Pada aktor elektoral, penting punya komitmen untuk melakukan kampanye damai dan antihoaks. Masyarakat sipil hingga lembaga swadaya masyarakat juga peran penting dalam meningkatkan literasi di tahun politik. Sementara pada penyelenggara dan pengawas pemilu, penting memiliki aturan yang efektif untuk memberantas hoaks.
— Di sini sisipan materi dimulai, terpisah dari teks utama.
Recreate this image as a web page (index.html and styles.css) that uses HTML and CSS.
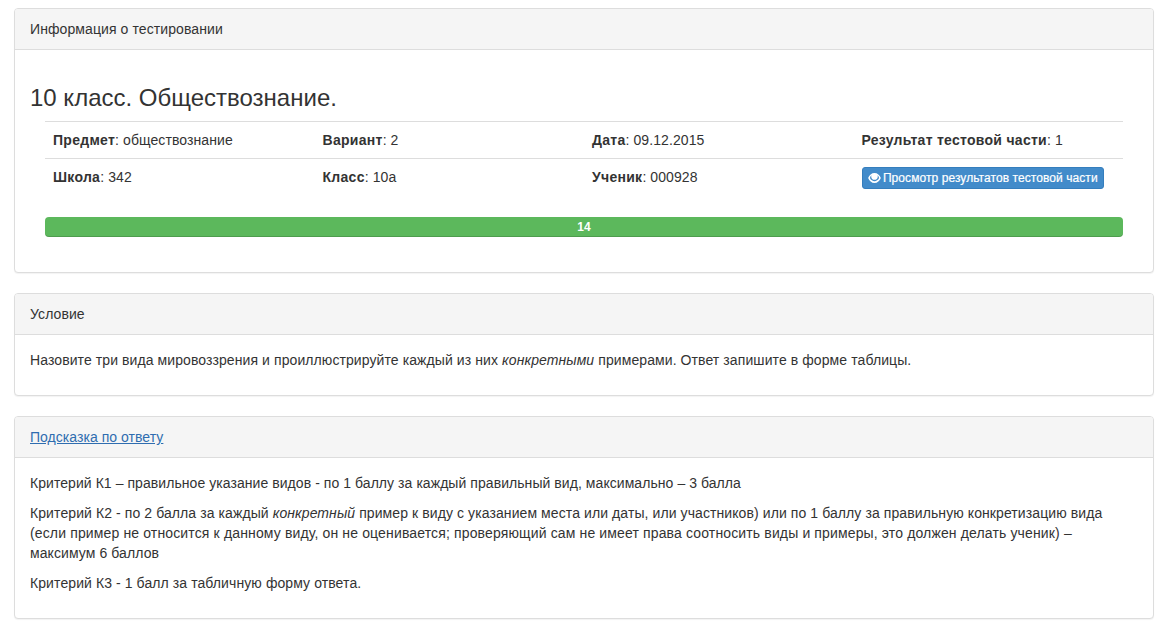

“Persoalannya kan karena aturan di bawaslu itu sangat normatif, yang diatur subjek hukumnya siapa? Kandidat dan timses resmi. Mana ada kandidat dan timses yang blak-blakan menyebar hoaks. Kan jarang, tapi hoaks itu tersebar karena mereka punya pasukan lain. Entah itu, buzzer, atau tim bayangan memproduksi” ujar Hurriyah.
Menurut Hurriyah, aturan yang dimiliki KPU maupun bawaslu belum bergigi. Isinya hanya imbauan tanpa sanksi kuat. Jika regulasi lebih diperkuat, potensi hoaks sebenarnya bisa lebih ditekan.
Hurriyah juga melihat, komunikasi yang dilakukan seputar pemilu masih berbentuk sosialisasi, belum ada upaya edukasi membentuk pemilih yang baik. Masyarakat diajak berpartisipasi memilih, tapi tidak bagaimana menjadi pemilih yang berdaya. Ini sebabnya, penting bagi penyelenggara dan pengawas pemilu untuk mendidik masyarakat menjadi pemilih yang berdaya.
“Berdaya itu artinya dia punya informasi yang cukup, dia bisa menilai informasi, memeriksa informasi, dan menentukan pilihannya berdasarkan tadi” ungkap Hurriyah.